With just weeks to go until its nation-wide roll-out, Capital One is pulling its support for the ISIS NFC payment system it backed with other financial institutions.
The credit card and financial services company announced that it would be ending its testing of the payment system this past week to NFC World, saying, “our pilot test with Isis will be coming to an end soon.”
On the surface, one organization’s decision to abandon the standard might not seem like such a big deal, however it’s a huge blow for mobile payment systems in general. Capital One was one of only three financial institutions backing the project, with the other two being Chase and Barclaycard US. Together, the three financial institutions account for around 100 million possible customers using the technology, according to earlier reports from NFC World. It’s unclear just how many of that 100 million figure belonged to Capital One.
While it’s definitely a blow for users who would like to pay for items in retail locations by simply unlocking their smartphones and placing it on a small pad, it’s likely users haven’t seen the last of the standard. Of the four major wireless carriers, AT&T Mobility, Verizon Wireless and T-Mobile USA are all behind ISIS and each has shown dedication to insuring that the project gets off the ground. In an effort to secure the space for themselves, each has also worked to undermine the NFC-powered payment systems of other companies.

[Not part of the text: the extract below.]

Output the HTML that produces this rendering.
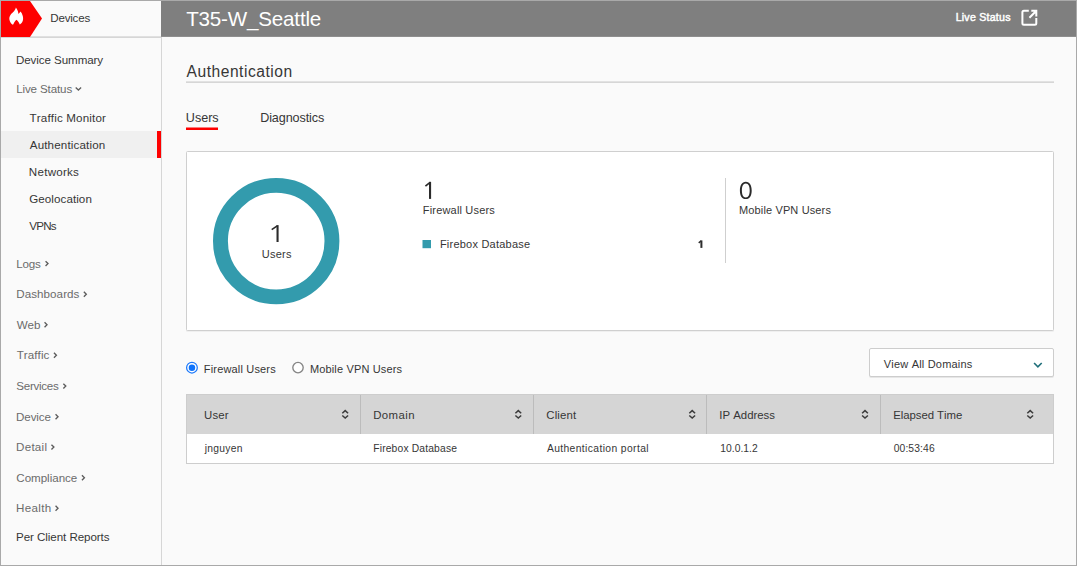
<!DOCTYPE html>
<html>
<head>
<meta charset="utf-8">
<style>
*{box-sizing:border-box;margin:0;padding:0}
html,body{width:1077px;height:566px;overflow:hidden;background:#fafafa}
body{font-family:"Liberation Sans",sans-serif;color:#333;position:relative;font-size:12px;font-kerning:none}
.abs{position:absolute}
.t{position:absolute;white-space:nowrap;line-height:1}
#frame{position:absolute;left:0;top:0;width:1077px;height:566px;border:1px solid #a9a9a9;z-index:50}
</style>
</head>
<body>
<!-- sidebar -->
<div class="abs" style="left:161px;top:37px;width:1px;height:528px;background:#d6d6d6"></div>
<div class="abs" style="left:1px;top:36px;width:160px;height:1px;background:#e0e0e0"></div>
<div class="abs" style="left:1px;top:37px;width:160px;height:1px;background:#d6d6d6"></div>
<svg class="abs" style="left:0px;top:0px" width="46" height="40" viewBox="0 0 46 40">
  <polygon points="1,1 30,1 42,18.6 30,37 1,37" fill="#fe0000"/>
  <path d="M15.9 7.4 C16.8 8.7 17.6 10.0 17.9 11.2 C18.2 12.2 18.3 13.0 18.5 13.9 C19.2 13.2 20.0 12.5 20.5 11.6 C21.5 12.8 22.2 14.0 22.6 15.4 C23.2 17.2 23.3 19.0 22.8 20.8 C22.2 22.6 21.2 23.8 19.8 24.5 C19.4 23.6 19.0 22.8 18.5 22.0 C18.0 21.0 17.2 20.2 16.4 19.7 C15.6 20.3 14.8 21.4 14.2 22.6 C13.8 23.4 13.4 24.2 13.0 24.8 C11.6 24.0 10.6 22.8 10.0 21.4 C9.2 19.6 9.1 17.8 9.8 16.2 C10.6 14.4 12.0 13.2 13.2 12.0 C14.4 10.8 15.4 9.4 15.9 7.4 Z" fill="#fff"/>
</svg>
<div class="abs" style="left:1px;top:131px;width:160px;height:27px;background:#f0f0f0"></div>
<div class="abs" style="left:157px;top:131px;width:4px;height:27px;background:#fe0000"></div>

<!-- header -->
<div class="abs" style="left:161px;top:1px;width:915px;height:35px;background:#7f7f7f"></div>
<div class="abs" style="left:161px;top:36px;width:915px;height:1px;background:#8e8e8e"></div>
<svg class="abs" style="left:1018px;top:6px" width="24" height="24" viewBox="0 0 24 24">
  <path d="M10.8 4.8 H5.9 A1.5 1.5 0 0 0 4.4 6.3 V17.3 A1.5 1.5 0 0 0 5.9 18.8 H16.8 A1.5 1.5 0 0 0 18.3 17.3 V12.1" fill="none" stroke="#fff" stroke-width="2"/>
  <path d="M13.3 4.8 H18.3 V10.4 M17.9 5.2 L11.4 11.7" fill="none" stroke="#fff" stroke-width="2"/>
</svg>

<!-- heading rule -->
<div class="abs" style="left:186px;top:81px;width:868px;height:1px;background:#e2e2e2"></div>
<div class="abs" style="left:186px;top:82px;width:868px;height:1px;background:#d6d6d6"></div>
<!-- tab underline -->
<div class="abs" style="left:186px;top:127px;width:32px;height:1px;background:#fc7c7c"></div>
<div class="abs" style="left:186px;top:128px;width:32px;height:2px;background:#fe0000"></div>

<!-- panel -->
<div class="abs" style="left:186px;top:151px;width:868px;height:180px;background:#fff;border:1px solid #cfcfcf;border-radius:1.5px;box-shadow:0 1px 0 #efefef"></div>
<svg class="abs" style="left:206px;top:171px" width="140" height="140" viewBox="0 0 140 140">
  <circle cx="70.2" cy="70.1" r="55.75" fill="none" stroke="#339bad" stroke-width="14.9"/>
</svg>
<svg class="abs" style="left:420px;top:237px" width="14" height="14" viewBox="420 237 14 14"><rect x="422.5" y="240" width="8.5" height="8.2" fill="#339bad"/></svg>
<div class="abs" style="left:725px;top:178px;width:1px;height:85px;background:#cfcfcf"></div>

<!-- big digits -->
<svg class="abs" style="left:265px;top:220px" width="20" height="26" viewBox="265 220 20 26"><path d="M276.5 225.1 H278.6 V242 H276.5 Z" fill="#2b2b2b"/><path d="M277.3 225.9 L271.7 229.6" stroke="#2b2b2b" stroke-width="1.7" fill="none"/></svg>
<svg class="abs" style="left:420px;top:177px" width="20" height="26" viewBox="420 177 20 26"><path d="M429 181.8 H431.1 V198.9 H429 Z" fill="#2b2b2b"/><path d="M429.8 182.6 L425.4 186.1" stroke="#2b2b2b" stroke-width="1.7" fill="none"/></svg>
<svg class="abs" style="left:735px;top:177px" width="22" height="26" viewBox="735 177 22 26"><path fill-rule="evenodd" fill="#2b2b2b" d="M745.8 181.8 C749.8 181.8 751.7 185.4 751.7 190.4 C751.7 195.4 749.8 199 745.8 199 C741.8 199 739.9 195.4 739.9 190.4 C739.9 185.4 741.8 181.8 745.8 181.8 Z M745.8 183.4 C743.0 183.4 741.9 186.4 741.9 190.4 C741.9 194.4 743.0 197.4 745.8 197.4 C748.6 197.4 749.7 194.4 749.7 190.4 C749.7 186.4 748.6 183.4 745.8 183.4 Z"/></svg>
<svg class="abs" style="left:694px;top:236px" width="14" height="16" viewBox="694 236 14 16"><path d="M700.4 240.4 H702.4 V247.9 H700.4 Z" fill="#2e2e2e"/><path d="M701.2 240.9 L698.7 242.8" stroke="#2e2e2e" stroke-width="1.5" fill="none"/></svg>
<!-- radios -->
<svg class="abs" style="left:185px;top:360px" width="14" height="14" viewBox="0 0 14 14"><circle cx="6.95" cy="7.65" r="5.35" fill="#fff" stroke="#1a78fb" stroke-width="1.25"/><circle cx="6.95" cy="7.65" r="3.25" fill="#0d72fb"/></svg>
<svg class="abs" style="left:291px;top:360px" width="14" height="14" viewBox="0 0 14 14"><circle cx="7" cy="7.6" r="5.2" fill="#fff" stroke="#858585" stroke-width="1.35"/></svg>

<!-- dropdown -->
<div class="abs" style="left:869px;top:348px;width:185px;height:29px;background:#fff;border:1px solid #cdcdcd;border-radius:2px;box-shadow:0 1px 0 #e6e6e6"></div>
<svg class="abs" style="left:1031px;top:359px" width="14" height="12" viewBox="0 0 14 12"><path d="M3.1 4.0 L6.9 7.8 L10.7 4.0" fill="none" stroke="#1f6f7a" stroke-width="1.6"/></svg>

<!-- table -->
<div class="abs" style="left:186px;top:394px;width:868px;height:70px;background:#fff;border:1px solid #cdcdcd"></div>
<div class="abs" style="left:187px;top:395px;width:866px;height:39px;background:#d5d5d5"></div>
<div class="abs" style="left:360px;top:395px;width:1px;height:39px;background:#bcbcbc"></div>
<div class="abs" style="left:533px;top:395px;width:1px;height:39px;background:#bcbcbc"></div>
<div class="abs" style="left:706px;top:395px;width:1px;height:39px;background:#bcbcbc"></div>
<div class="abs" style="left:880px;top:395px;width:1px;height:39px;background:#bcbcbc"></div>

<svg class="abs" style="left:0;top:0" width="1077" height="566" viewBox="0 0 1077 566">
<path d="M75.7 87.6 L78.4 90.1 L81.1 87.6" fill="none" stroke="#5e5e5e" stroke-width="1.3"/>
<path d="M45.55 261.15 L48.00 263.60 L45.55 266.05" fill="none" stroke="#5c5c5c" stroke-width="1.35"/>
<path d="M83.85 291.75 L86.30 294.20 L83.85 296.65" fill="none" stroke="#5c5c5c" stroke-width="1.35"/>
<path d="M44.55 322.25 L47.00 324.70 L44.55 327.15" fill="none" stroke="#5c5c5c" stroke-width="1.35"/>
<path d="M53.95 352.85 L56.40 355.30 L53.95 357.75" fill="none" stroke="#5c5c5c" stroke-width="1.35"/>
<path d="M63.35 383.65 L65.80 386.10 L63.35 388.55" fill="none" stroke="#5c5c5c" stroke-width="1.35"/>
<path d="M55.55 414.25 L58.00 416.70 L55.55 419.15" fill="none" stroke="#5c5c5c" stroke-width="1.35"/>
<path d="M51.45 444.65 L53.90 447.10 L51.45 449.55" fill="none" stroke="#5c5c5c" stroke-width="1.35"/>
<path d="M81.95 475.35 L84.40 477.80 L81.95 480.25" fill="none" stroke="#5c5c5c" stroke-width="1.35"/>
<path d="M55.55 505.85 L58.00 508.30 L55.55 510.75" fill="none" stroke="#5c5c5c" stroke-width="1.35"/>
<path d="M342.30 413.2 L345.20 410.6 L348.10 413.2 M342.30 415.5 L345.20 418.1 L348.10 415.5" fill="none" stroke="#3c3c3c" stroke-width="1.5"/>
<path d="M515.40 413.2 L518.30 410.6 L521.20 413.2 M515.40 415.5 L518.30 418.1 L521.20 415.5" fill="none" stroke="#3c3c3c" stroke-width="1.5"/>
<path d="M689.30 413.2 L692.20 410.6 L695.10 413.2 M689.30 415.5 L692.20 418.1 L695.10 415.5" fill="none" stroke="#3c3c3c" stroke-width="1.5"/>
<path d="M862.10 413.2 L865.00 410.6 L867.90 413.2 M862.10 415.5 L865.00 418.1 L867.90 415.5" fill="none" stroke="#3c3c3c" stroke-width="1.5"/>
<path d="M1027.30 413.2 L1030.20 410.6 L1033.10 413.2 M1027.30 415.5 L1030.20 418.1 L1033.10 415.5" fill="none" stroke="#3c3c3c" stroke-width="1.5"/>
</svg>

<div class="t" style="left:50.25px;top:12.00px;font-size:11.6px;color:#363636;letter-spacing:-0.214px;">Devices</div>
<div class="t" style="left:15.95px;top:54.00px;font-size:11.6px;color:#363636;letter-spacing:-0.080px;">Device Summary</div>
<div class="t" style="left:16.15px;top:83.00px;font-size:11.6px;color:#6b6b6b;letter-spacing:-0.132px;">Live Status</div>
<div class="t" style="left:29.54px;top:112.00px;font-size:11.6px;color:#363636;letter-spacing:0.159px;">Traffic Monitor</div>
<div class="t" style="left:29.78px;top:139.00px;font-size:11.6px;color:#363636;letter-spacing:0.150px;">Authentication</div>
<div class="t" style="left:28.85px;top:166.00px;font-size:11.6px;color:#363636;letter-spacing:0.247px;">Networks</div>
<div class="t" style="left:29.22px;top:193.00px;font-size:11.6px;color:#363636;letter-spacing:0.073px;">Geolocation</div>
<div class="t" style="left:29.35px;top:220.00px;font-size:11.6px;color:#363636;letter-spacing:-0.827px;">VPNs</div>
<div class="t" style="left:16.25px;top:258.00px;font-size:11.6px;color:#6b6b6b;letter-spacing:-0.194px;">Logs</div>
<div class="t" style="left:16.25px;top:288.00px;font-size:11.6px;color:#6b6b6b;letter-spacing:0.069px;">Dashboards</div>
<div class="t" style="left:16.65px;top:319.00px;font-size:11.6px;color:#6b6b6b;letter-spacing:-0.057px;">Web</div>
<div class="t" style="left:16.64px;top:349.00px;font-size:11.6px;color:#6b6b6b;letter-spacing:0.091px;">Traffic</div>
<div class="t" style="left:16.37px;top:380.00px;font-size:11.6px;color:#6b6b6b;letter-spacing:-0.305px;">Services</div>
<div class="t" style="left:16.05px;top:411.00px;font-size:11.6px;color:#6b6b6b;letter-spacing:-0.118px;">Device</div>
<div class="t" style="left:16.05px;top:441.00px;font-size:11.6px;color:#6b6b6b;letter-spacing:0.254px;">Detail</div>
<div class="t" style="left:16.31px;top:472.00px;font-size:11.6px;color:#6b6b6b;letter-spacing:-0.027px;">Compliance</div>
<div class="t" style="left:16.05px;top:502.00px;font-size:11.6px;color:#6b6b6b;letter-spacing:0.315px;">Health</div>
<div class="t" style="left:16.05px;top:531.00px;font-size:11.6px;color:#363636;letter-spacing:-0.071px;">Per Client Reports</div>
<div class="t" style="left:186.14px;top:9.00px;font-size:20.6px;color:#ffffff;letter-spacing:-0.184px;">T35-W_Seattle</div>
<div class="t" style="left:955.63px;top:12.00px;font-size:10.6px;color:#ffffff;letter-spacing:0.241px;-webkit-text-stroke:0.45px #fff;">Live Status</div>
<div class="t" style="left:186.57px;top:64.00px;font-size:15.6px;color:#363636;letter-spacing:0.513px;">Authentication</div>
<div class="t" style="left:185.83px;top:112.00px;font-size:12.6px;color:#363636;letter-spacing:-0.019px;">Users</div>
<div class="t" style="left:260.17px;top:112.00px;font-size:12.6px;color:#363636;letter-spacing:-0.104px;">Diagnostics</div>
<div class="t" style="left:261.75px;top:249.00px;font-size:11px;color:#363636;letter-spacing:0.255px;">Users</div>
<div class="t" style="left:422.80px;top:205.00px;font-size:11px;color:#363636;letter-spacing:0.179px;">Firewall Users</div>
<div class="t" style="left:439.90px;top:239.00px;font-size:11px;color:#363636;letter-spacing:0.224px;">Firebox Database</div>
<div class="t" style="left:739.00px;top:205.00px;font-size:11px;color:#363636;letter-spacing:0.136px;">Mobile VPN Users</div>
<div class="t" style="left:203.80px;top:364.00px;font-size:11px;color:#363636;letter-spacing:0.171px;">Firewall Users</div>
<div class="t" style="left:309.90px;top:364.00px;font-size:11px;color:#363636;letter-spacing:0.156px;">Mobile VPN Users</div>
<div class="t" style="left:883.75px;top:359.00px;font-size:11px;color:#363636;letter-spacing:0.198px;">View All Domains</div>
<div class="t" style="left:204.02px;top:410.00px;font-size:11.4px;color:#363636;letter-spacing:0.167px;">User</div>
<div class="t" style="left:373.16px;top:410.00px;font-size:11.4px;color:#363636;letter-spacing:0.439px;">Domain</div>
<div class="t" style="left:546.32px;top:410.00px;font-size:11.4px;color:#363636;letter-spacing:0.123px;">Client</div>
<div class="t" style="left:719.35px;top:410.00px;font-size:11.4px;color:#363636;letter-spacing:-0.011px;">IP Address</div>
<div class="t" style="left:893.16px;top:410.00px;font-size:11.4px;color:#363636;letter-spacing:-0.050px;">Elapsed Time</div>
<div class="t" style="left:204.75px;top:444.00px;font-size:10.3px;color:#363636;letter-spacing:0.256px;">jnguyen</div>
<div class="t" style="left:373.26px;top:444.00px;font-size:10.3px;color:#363636;letter-spacing:0.160px;">Firebox Database</div>
<div class="t" style="left:546.88px;top:444.00px;font-size:10.3px;color:#363636;letter-spacing:0.390px;">Authentication portal</div>
<div class="t" style="left:720.32px;top:444.00px;font-size:10.3px;color:#363636;letter-spacing:0.025px;">10.0.1.2</div>
<div class="t" style="left:893.70px;top:444.00px;font-size:10.3px;color:#363636;letter-spacing:0.123px;">00:53:46</div>

<div id="frame"></div>
</body>
</html>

That includes Google’s Google Wallet, which has hit roadblock after roadblock in dealing with mobile carriers. Verizon now blocks Google Wallet’s NFC options on all of its Android devices.
ISIS began testing last year in Salt Lake City, Utah and Austin, Texas and announced that it would begin rolling out the standard to other cities this month.
NFC or near field communications chips are found in most mid-range and high-end smartphones. They allow devices to communicate directly with each other in limited ways by simply touching. At the time of its announcement ISIS speculated that somewhere around 20 million smartphones come equipped with the technology.